И когда тонкой струной в оркестр вплелось соло скрипки – мелодия, рождавшаяся под пальцами молодой скрипачки, понеслась вверх и ввысь, ширясь и наполняя пространство – город замер, вслушиваясь.
Потому что в этой мелодии было всё.
Вся боль и счастье, весь смех и слёзы…
Рождение и смерть. Радость и печаль.
Всё то, что дано передать только музыке – и человеку, из-под рук которого эта музыка начинает звучать.
Замершие на площади зрители не дыша внимали волшебству, нежданно-негаданно заглянувшему в душу каждому.
Если бы сейчас кому-то пришло в голову посмотреть на молодого врача, не отрывавшего взгляда от девушки на сцене, он бы поразился тому, что увидел на его лице. Потому что такую не прикрытую ничем любовь сложно встретить и увидеть в реальной жизни. Мужчина смотрел так, словно никто и ничто в этой жизни не способно сдвинуть его с этого места.… И когда моргнул – кажется, даже не заметил влажной дорожки, пролёгшей по щеке.
А в Красной больнице, в одной из палат, распахнув настежь окна, в доносящуюся и сюда мелодию вслушивалась пожилая женщина.
Потом повернулась к старику, лежащему тут же на постели.
И увидела, как его пальцы двинулись по одеялу, словно водя смычком.
А затем он открыл глаза.
Глава 23
Алёна
– А если всё-таки ему станет хуже?! А его уже выпишут?! А если срочно будет нужна операция?
– Любимая, ну хватит, пожалуйста, – стонет Антон, застёгивая на мне ремень безопасности. – Клянусь тебе, если Дима хоть на секунду в чём-то засомневается, я костьми лягу, но мы устроим Вове ещё одно обследование! И не одно, если понадобится. Юрий Владимирович уже связался со мной, чтобы напомнить, что он поможет мальчику. В случае, если помощь окажется нужна.
Вздыхаю, ёрзая на кресле. Мы летим в столицу вместе. Дмитрий, врач-онколог, сообщил Антону, что моего ученика пора забирать. Подробности пообещал при встрече – ну, или Антон не стал мне рассказывать пока.

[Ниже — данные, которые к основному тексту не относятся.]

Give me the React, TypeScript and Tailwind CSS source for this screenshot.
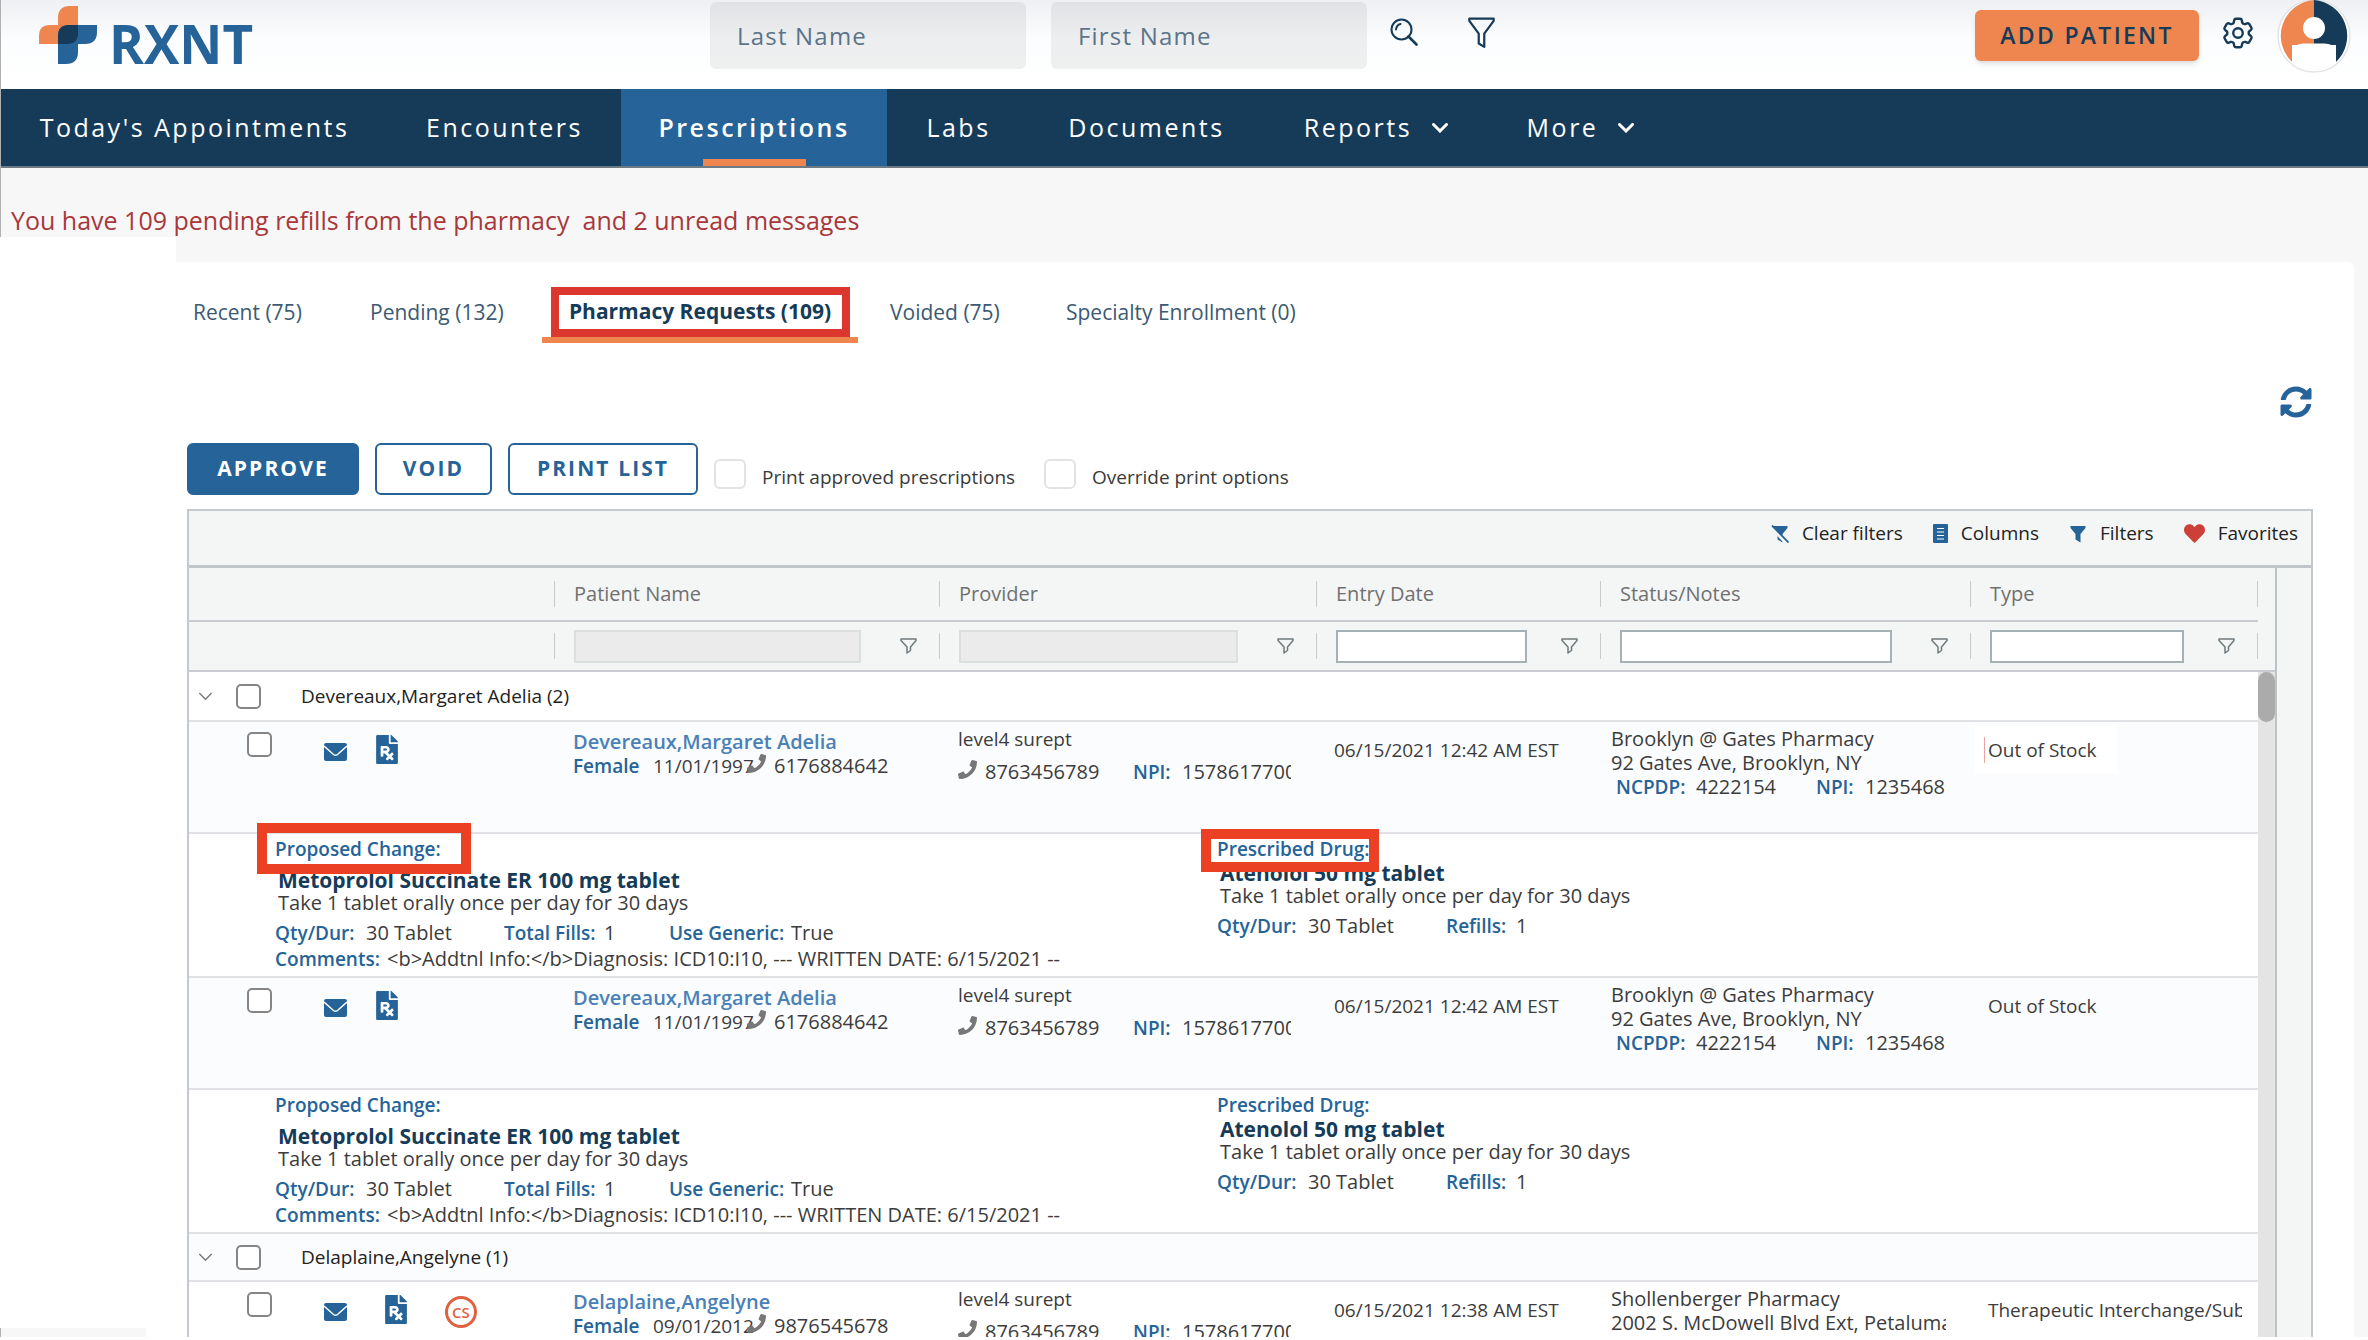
import React from "react";
import { FaFilePrescription, FaHeart, FaPhone, FaSyncAlt } from "react-icons/fa";
import { HiOutlineCog6Tooth } from "react-icons/hi2";

/* ---------- icons ---------- */

function Logo() {
  return (
    <svg viewBox="0 0 58 58" className="h-[58px] w-[58px]" aria-hidden="true">
      <path d="M19 38H0V30Q0 19 11 19H19V12Q19 0 31 0H39V19V28Q39 38 28 38Z" fill="#ef8650" />
      <path d="M19 58V30Q19 19 30 19H58V26Q58 38 46 38H39V46Q39 58 27 58Z" fill="#256398" />
      <path d="M19 38V30Q19 19 30 19H39V27Q39 38 28 38Z" fill="#153b59" />
    </svg>
  );
}

function SearchIcon() {
  return (
    <svg viewBox="0 0 28 28" className="h-[28px] w-[28px]" fill="none" stroke="#153b59" strokeWidth="2" strokeLinecap="round">
      <circle cx="11.5" cy="11.5" r="10" />
      <path d="M6 11.5Q6.500 7 10.500 6" />
      <path d="M18.500 18.500L26.500 26.500" strokeWidth="2.600" />
    </svg>
  );
}

function FunnelIcon({ className }: { className: string }) {
  return (
    <svg viewBox="0 0 24 28" className={className} fill="none" stroke="currentColor" strokeWidth="2" strokeLinejoin="round">
      <path d="M1 1.500H23V3.500L14.500 15V27L9.500 24V15L1 3.500Z" />
    </svg>
  );
}

function ColumnFilterIcon() {
  return (
    <svg viewBox="0 0 17 16" className="h-[16px] w-[17px] shrink-0" fill="none" stroke="#6f7a7c" strokeWidth="1.500" strokeLinejoin="round">
      <path d="M1 1H16V2.500L10.500 9V12.500L7 15V9L1 2.500Z" />
    </svg>
  );
}

function SolidFunnel({ slashed = false }: { slashed?: boolean }) {
  return (
    <svg viewBox="0 0 18 18" className="h-[18px] w-[18px]">
      <path d="M1.500 1H16.500V3L11.500 9V17.500L6.500 14.500V9L1.500 3Z" fill="#256398" />
      {slashed && <path d="M-1 1L15 18" stroke="#f4f6f6" strokeWidth="3" />}
      {slashed && <path d="M1 0.500L17.500 17.500" stroke="#256398" strokeWidth="1.800" />}
    </svg>
  );
}

function ColumnsIcon() {
  return (
    <svg viewBox="0 0 15 19" className="h-[19px] w-[15px]">
      <rect width="15" height="19" rx="1" fill="#256398" />
      <path d="M4 4.500H11M4 8H11M4 11.500H11M4 15H11" stroke="#fff" strokeWidth="1.200" />
    </svg>
  );
}

function EnvelopeIcon() {
  return (
    <svg viewBox="0 0 23 18" className="h-[18px] w-[23px]">
      <rect width="23" height="18" rx="2" fill="#256398" />
      <path d="M0 3L9.500 11.500Q11.500 13 13.500 11.500L23 3" fill="none" stroke="#fff" strokeWidth="1.500" />
    </svg>
  );
}

function Chevron({ className }: { className: string }) {
  return (
    <svg viewBox="0 0 16 10" className={className} fill="none" stroke="currentColor" strokeLinecap="round">
      <path d="M1.500 1.500L8 8L14.500 1.500" />
    </svg>
  );
}

function Avatar() {
  return (
    <svg viewBox="0 0 74 74" className="h-[74px] w-[74px]">
      <circle cx="37" cy="37" r="36" fill="#fff" stroke="#e3e4e6" strokeWidth="1.500" />
      <path d="M37 1A36 36 0 0 0 15 63V46H37Z" fill="#ef8650" />
      <path d="M37 1A36 36 0 0 1 59 63V46H37Z" fill="#153b59" />
      <path d="M15 63V56Q15 44.500 27 44.500H47Q59 44.500 59 56V63Z" fill="#fff" />
      <circle cx="37" cy="29" r="11" fill="#fff" />
    </svg>
  );
}

/* ---------- data ---------- */

const navItems = [
  { label: "Today's Appointments", width: "w-[387px]" },
  { label: "Encounters", width: "w-[233px]" },
  { label: "Prescriptions", width: "w-[266px]", active: true },
  { label: "Labs", width: "w-[143px]" },
  { label: "Documents", width: "w-[233px]" },
  { label: "Reports", width: "w-[226px]", menu: true },
  { label: "More", width: "w-[183px]", menu: true },
];

const columns = [
  { label: "Patient Name", disabled: true },
  { label: "Provider", disabled: true },
  { label: "Entry Date", narrow: true },
  { label: "Status/Notes" },
  { label: "Type", narrow: true },
];

const margaret = {
  name: "Devereaux,Margaret Adelia",
  dob: "11/01/1997",
  phone: "6176884642",
  date: "06/15/2021 12:42 AM EST",
  pharmacy: "Brooklyn @ Gates Pharmacy",
  address: "92 Gates Ave, Brooklyn, NY",
  type: "Out of Stock",
};

const angelyne = {
  name: "Delaplaine,Angelyne",
  dob: "09/01/2012",
  phone: "9876545678",
  date: "06/15/2021 12:38 AM EST",
  pharmacy: "Shollenberger Pharmacy",
  address: "2002 S. McDowell Blvd Ext, Petaluma",
  type: "Therapeutic Interchange/Sub",
};

type Request = typeof margaret;

/* ---------- page header ---------- */

function TopBar() {
  const field = "h-[67px] w-[316px] rounded-md bg-black/6 px-[27px] text-[24px] tracking-wider placeholder:text-[#5b7489]";
  return (
    <header className="flex h-[89px] shrink-0 items-start bg-linear-to-b from-[#eef0f3] via-[#fcfdfe] via-45% to-white pr-[17px] pl-[38px]">
      <a href="#home" className="flex w-[671px] shrink-0 gap-[12px] pt-[6px]">
        <Logo />
        <span className="pt-[11px] text-[53px] leading-[53px] font-bold text-[#256398]">RXNT</span>
      </a>
      <div className="flex gap-[25px] pt-[2px]">
        <input aria-label="Last Name" placeholder="Last Name" className={field} />
        <input aria-label="First Name" placeholder="First Name" className={field} />
      </div>
      <button aria-label="Search" className="mt-[18px] ml-[23px]">
        <SearchIcon />
      </button>
      <button aria-label="Filter patients" className="mt-[17px] ml-[50px] text-[#153b59]">
        <FunnelIcon className="h-[31px] w-[27px]" />
      </button>
      <button className="mt-[10px] ml-auto h-[51px] w-[224px] rounded-md bg-[#ef8650] text-[23px] font-semibold tracking-widest text-[#153b59] shadow-md">ADD PATIENT</button>
      <button aria-label="Settings" className="mt-[14px] ml-[20px] text-[#153b59]">
        <HiOutlineCog6Tooth className="h-[38px] w-[38px]" />
      </button>
      <button aria-label="Account" className="-mt-px ml-[20px]">
        <Avatar />
      </button>
    </header>
  );
}

function NavBar() {
  return (
    <nav className="flex h-[79px] shrink-0 border-b-2 border-[#6f7b84] bg-[#153b59] text-[25px] tracking-widest text-white">
      {navItems.map((item) => (
        <a
          key={item.label}
          href="#nav"
          className={`flex flex-col items-center whitespace-nowrap ${item.width} ${item.active ? "bg-[#256398] font-semibold" : ""}`}
        >
          <span className="flex flex-1 items-center gap-5 pt-[8px]">
            {item.label}
            {item.menu && <Chevron className="h-[10px] w-[16px] stroke-[3]" />}
          </span>
          <span className={`h-[7px] w-[103px] ${item.active ? "bg-[#ef8650]" : ""}`} />
        </a>
      ))}
    </nav>
  );
}

function Tabs() {
  return (
    <div className="flex h-[81px] items-end pl-[17px] text-[21px] text-[#3b5a73]">
      <a href="#recent" className="w-[177px] pb-[15px]">Recent (75)</a>
      <a href="#pending" className="w-[172px] pb-[15px]">Pending (132)</a>
      <a href="#pharmacy" className="flex w-[316px] flex-col items-center border-b-6 border-[#ef8650] font-bold text-[#153b59]">
        <span className="flex h-[50px] w-[299px] items-center justify-center border-8 border-[#db372f]">Pharmacy Requests (109)</span>
      </a>
      <a href="#voided" className="ml-[32px] w-[176px] pb-[15px]">Voided (75)</a>
      <a href="#specialty" className="pb-[15px]">Specialty Enrollment (0)</a>
    </div>
  );
}

function Actions() {
  const button = "h-[52px] rounded-md border-2 border-[#256398] text-[21px] font-bold tracking-widest";
  const box = "h-[30px] w-[32px] appearance-none rounded-md border-2 border-[#e2e2e2] bg-white";
  return (
    <div className="flex h-[52px] items-start pl-[11px] text-[19px] text-[#3a3a3a]">
      <button className={`${button} w-[172px] bg-[#256398] text-white`}>APPROVE</button>
      <button className={`${button} ml-4 w-[117px] text-[#256398]`}>VOID</button>
      <button className={`${button} ml-4 w-[190px] text-[#256398]`}>PRINT LIST</button>
      <label className="ml-4 flex w-[330px] items-start gap-4 pt-[16px]">
        <input type="checkbox" className={box} />
        <span className="pt-[4px]">Print approved prescriptions</span>
      </label>
      <label className="flex items-start gap-4 pt-[16px]">
        <input type="checkbox" className={box} />
        <span className="pt-[4px]">Override print options</span>
      </label>
    </div>
  );
}

/* ---------- grid ---------- */

function GridToolbar() {
  return (
    <div className="flex h-[54px] justify-end gap-[30px] pr-[13px] pb-[9px] text-[19px] text-[#222]">
      <button className="flex items-center gap-[13px]"><SolidFunnel slashed />Clear filters</button>
      <button className="flex items-center gap-[13px]"><ColumnsIcon />Columns</button>
      <button className="flex items-center gap-[13px]"><SolidFunnel />Filters</button>
      <button className="flex items-center gap-[13px]"><FaHeart className="h-[21px] w-[21px] text-[#cc4037]" />Favorites</button>
    </div>
  );
}

function Separator() {
  return <span className="h-[26px] w-px shrink-0 bg-[#c5cacc]" />;
}

function GridHead() {
  return (
    <thead className="bg-[#f4f6f6]">
      <tr className="h-[53px] border-b-2 border-[#c9cdd2]">
        <td />
        {columns.map((col, i) => (
          <th key={col.label} scope="col" className="p-0 text-left font-medium text-[#707070]">
            <div className="flex items-center">
              <Separator />
              <span className="flex-1 pl-[19px]">{col.label}</span>
              {i === 4 && <Separator />}
            </div>
          </th>
        ))}
      </tr>
      <tr className="h-[50px] border-b-2 border-[#c9cdd2]">
        <td />
        {columns.map((col, i) => (
          <td key={col.label} className="p-0">
            <div className="flex items-center">
              <Separator />
              <input
                aria-label={`${col.label} filter`}
                disabled={col.disabled}
                className={`ml-[19px] h-[33px] min-w-0 flex-1 border-2 border-[#a5b1b4] bg-white disabled:border-[#dcdfdf] disabled:bg-[#ebebeb] ${col.narrow ? "mr-[34px]" : "mr-[39px]"}`}
              />
              <ColumnFilterIcon />
              <span className="w-[22px]" />
              {i === 4 && <Separator />}
            </div>
          </td>
        ))}
      </tr>
    </thead>
  );
}

const checkbox = "h-[25px] w-[25px] appearance-none rounded-[5px] border-2 border-[#858585] bg-white";

function GroupRow({ label, tinted }: { label: string; tinted?: boolean }) {
  return (
    <tr className={`border-b-2 border-[#dfe1e4] ${tinted ? "h-[48px] bg-[#fbfcfe]" : "h-[50px] bg-white"}`}>
      <td colSpan={6} className="p-0">
        <div className="flex items-center pl-[9px] text-[19px] text-[#222]">
          <button aria-label="Collapse group">
            <Chevron className="h-[9px] w-[15px] stroke-[1.5] text-[#777]" />
          </button>
          <label className="flex items-center gap-[40px] pl-[23px]">
            <input type="checkbox" className={checkbox} />
            {label}
          </label>
        </div>
      </td>
    </tr>
  );
}

function Label({ children }: { children: React.ReactNode }) {
  return <span className="text-[19px] font-semibold text-[#256398]">{children}</span>;
}

function RequestRow({ request, tinted, controlled, edited }: { request: Request; tinted?: boolean; controlled?: boolean; edited?: boolean }) {
  return (
    <tr className={`h-[112px] border-b-2 border-[#dfe1e4] align-top whitespace-nowrap ${tinted ? "bg-[#fbfcfe]" : "bg-white"}`}>
      <td className="p-0">
        <div className="flex items-start pt-[10px] pl-[58px]">
          <input type="checkbox" aria-label={`Select ${request.name}`} className={checkbox} />
          <button aria-label="Message" className="mt-[11px] ml-[52px]"><EnvelopeIcon /></button>
          <button aria-label="Prescription" className={`mt-[3px] text-[#256398] ${controlled ? "ml-[38px]" : "ml-[29px]"}`}>
            <FaFilePrescription className="h-[29px] w-[22px]" />
          </button>
          {controlled && (
            <span className="mt-[4px] ml-[38px] flex h-[32px] w-[32px] items-center justify-center rounded-full border-3 border-[#e2603f] text-[15px] font-semibold text-[#e2603f]">CS</span>
          )}
        </div>
      </td>
      <td className="p-0">
        <div className="pt-[8px] pl-[19px]">
          <a href="#patient" className="block font-semibold text-[#4a80b8]">{request.name}</a>
          <div className="flex">
            <span className="w-[80px]"><Label>Female</Label></span>
            <span className="w-[94px] text-[19px]">{request.dob}</span>
            <FaPhone className="h-[19px] w-[19px] text-[#777]" />
            <span className="pl-[8px]">{request.phone}</span>
          </div>
        </div>
      </td>
      <td className="p-0">
        <div className="mr-[25px] overflow-hidden pt-[5px] pl-[19px]">
          <div className="text-[19px]">level4 surept</div>
          <div className="flex pt-[9px]">
            <FaPhone className="h-[19px] w-[19px] shrink-0 text-[#777]" />
            <span className="w-[156px] shrink-0 pl-[8px]">8763456789</span>
            <span className="w-[49px] shrink-0"><Label>NPI:</Label></span>
            <span>1578617700</span>
          </div>
        </div>
      </td>
      <td className="p-0 pt-[16px] pl-[18px] text-[19px]">{request.date}</td>
      <td className="p-0">
        <div className="mr-[24px] overflow-hidden pt-[5px] pl-[11px]">
          <div>{request.pharmacy}</div>
          <div>{request.address}</div>
          <div className="flex pl-[5px]">
            <span className="w-[80px] shrink-0"><Label>NCPDP:</Label></span>
            <span className="w-[120px] shrink-0">4222154</span>
            <span className="w-[49px] shrink-0"><Label>NPI:</Label></span>
            <span>1235468</span>
          </div>
        </div>
      </td>
      <td className="p-0 text-[19px]">
        <div className={`mt-[4px] mr-[16px] ml-[5px] overflow-hidden py-[12px] pl-[9px] ${edited ? "w-[143px] bg-white" : ""}`}>
          <span className={`border-l pl-[3px] ${edited ? "border-[#e8a5a5]" : "border-transparent"}`}>{request.type}</span>
        </div>
      </td>
    </tr>
  );
}

function DetailRow({ marked }: { marked?: boolean }) {
  return (
    <tr className="h-[144px] border-b-2 border-[#dfe1e4] bg-white align-top whitespace-nowrap">
      <td colSpan={6} className="p-0">
        <div className="flex pt-[3px] pl-[86px]">
          <div className="relative w-[942px]">
            <Label>Proposed Change:</Label>
            <div className="mt-[7px] pl-[3px] text-[21px] font-bold text-[#153b59]">Metoprolol Succinate ER 100 mg tablet</div>
            <div className="pl-[3px] leading-[22px]">Take 1 tablet orally once per day for 30 days</div>
            <div className="mt-[7px] flex">
              <span className="w-[91px]"><Label>Qty/Dur:</Label></span>
              <span className="w-[138px]">30 Tablet</span>
              <span className="w-[100px]"><Label>Total Fills:</Label></span>
              <span className="w-[65px]">1</span>
              <span className="w-[122px]"><Label>Use Generic:</Label></span>
              <span>True</span>
            </div>
            <div className="mt-[2px] flex">
              <span className="w-[112px]"><Label>Comments:</Label></span>
              <span>{"<b>Addtnl Info:</b>Diagnosis: ICD10:I10, --- WRITTEN DATE: 6/15/2021 --"}</span>
            </div>
            {marked && <div className="absolute -top-[14px] -left-[18px] h-[51px] w-[214px] border-10 border-[#ec4024]" />}
          </div>
          <div className="relative">
            <Label>Prescribed Drug:</Label>
            <div className="pl-[3px] text-[21px] font-bold text-[#153b59]">Atenolol 50 mg tablet</div>
            <div className="pl-[3px] leading-[22px]">Take 1 tablet orally once per day for 30 days</div>
            <div className="mt-[7px] flex">
              <span className="w-[91px]"><Label>Qty/Dur:</Label></span>
              <span className="w-[138px]">30 Tablet</span>
              <span className="w-[70px]"><Label>Refills:</Label></span>
              <span>1</span>
            </div>
            {marked && <div className="absolute -top-[8px] -left-[16px] h-[43px] w-[178px] border-10 border-[#ec4024]" />}
          </div>
        </div>
      </td>
    </tr>
  );
}

function RequestGrid() {
  return (
    <section className="mt-[14px] mr-[41px] ml-[11px] flex min-h-0 flex-1 flex-col border-2 border-b-0 border-[#c3c9cc] bg-[#f4f6f6]">
      <GridToolbar />
      <div className="flex min-h-0 flex-1 overflow-hidden border-t-3 border-[#bfc5c8]">
        <div className="min-w-0 flex-1">
          <table className="w-full table-fixed border-collapse text-[20px] leading-[24px] text-[#3c3c3c]">
            <colgroup>
              <col className="w-[365px]" />
              <col className="w-[385px]" />
              <col className="w-[377px]" />
              <col className="w-[284px]" />
              <col className="w-[370px]" />
              <col />
            </colgroup>
            <GridHead />
            <tbody>
              <GroupRow label="Devereaux,Margaret Adelia (2)" />
              <RequestRow request={margaret} tinted edited />
              <DetailRow marked />
              <RequestRow request={margaret} tinted />
              <DetailRow />
              <GroupRow label="Delaplaine,Angelyne (1)" tinted />
              <RequestRow request={angelyne} controlled />
            </tbody>
          </table>
        </div>
        <div className="flex w-[17px] flex-col bg-[#e4e4e4]">
          <div className="h-[104px] shrink-0 border-b-2 border-[#c9cdd2] bg-[#f4f6f6]" />
          <div className="h-[50px] rounded-full bg-[#ababab]" />
        </div>
        <div className="w-[36px] border-l-2 border-[#bcc4c8]" />
      </div>
    </section>
  );
}

export default function App() {
  return (
    <div className="flex h-screen flex-col overflow-hidden bg-white pb-[3px] font-['Open_Sans',sans-serif]">
      <div className="shrink-0 border-l border-[#b0b0b0]">
        <TopBar />
        <NavBar />
        <p className="h-[69px] bg-[#f7f7f7] pt-[35px] pl-[10px] text-[25px] leading-[34px] whitespace-pre text-[#a8383b]">
          You have 109 pending refills from the pharmacy  and 2 unread messages
        </p>
      </div>
      <div className="flex min-h-0 flex-1 bg-[#f7f7f7]">
        <aside className="flex w-[176px] shrink-0 flex-col justify-end bg-white">
          <div className="h-[9px] w-[146px] border-l border-[#b0b0b0] bg-[#f7f7f7]" />
        </aside>
        <main className="mt-[25px] mr-[14px] flex min-w-0 flex-1 flex-col rounded-tr-md bg-white">
          <Tabs />
          <div className="flex h-[100px] items-center justify-end pt-[18px] pr-[42px]">
            <button aria-label="Refresh" className="text-[#256398]">
              <FaSyncAlt className="h-[32px] w-[32px]" />
            </button>
          </div>
          <Actions />
          <RequestGrid />
        </main>
      </div>
    </div>
  );
}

Фестиваль с большим успехом завершился два дня назад, и у меня резко стало больше свободного времени. После первого концерта со мной все хотели пообщаться, но я сбежала под крыло к Антону, не отвечала на звонки и не реагировала на внезапно «вспомнивших» обо мне друзей и приятелей.
Единственное, что меня по-настоящему порадовало – это скупой кивок дирижёра после выступления и его слова: «Чистая работа».
От Пал Петровича это была невероятная похвала.
А ещё – такое восхищение в глазах Антона, какого я никогда не видела. И его заставившее улыбнуться признание мне на ухо:
– Я теперь, кажется, понял, что такого особенного в классической музыке.
Ученики в музыкалке ушли на длинные выходные, бабаня продолжает упорно ходить к Иосифу Давидовичу и носить ему домашние бульоны и паровые котлеты, хоть мой учитель и ворчит, что нечего с ним нянчиться.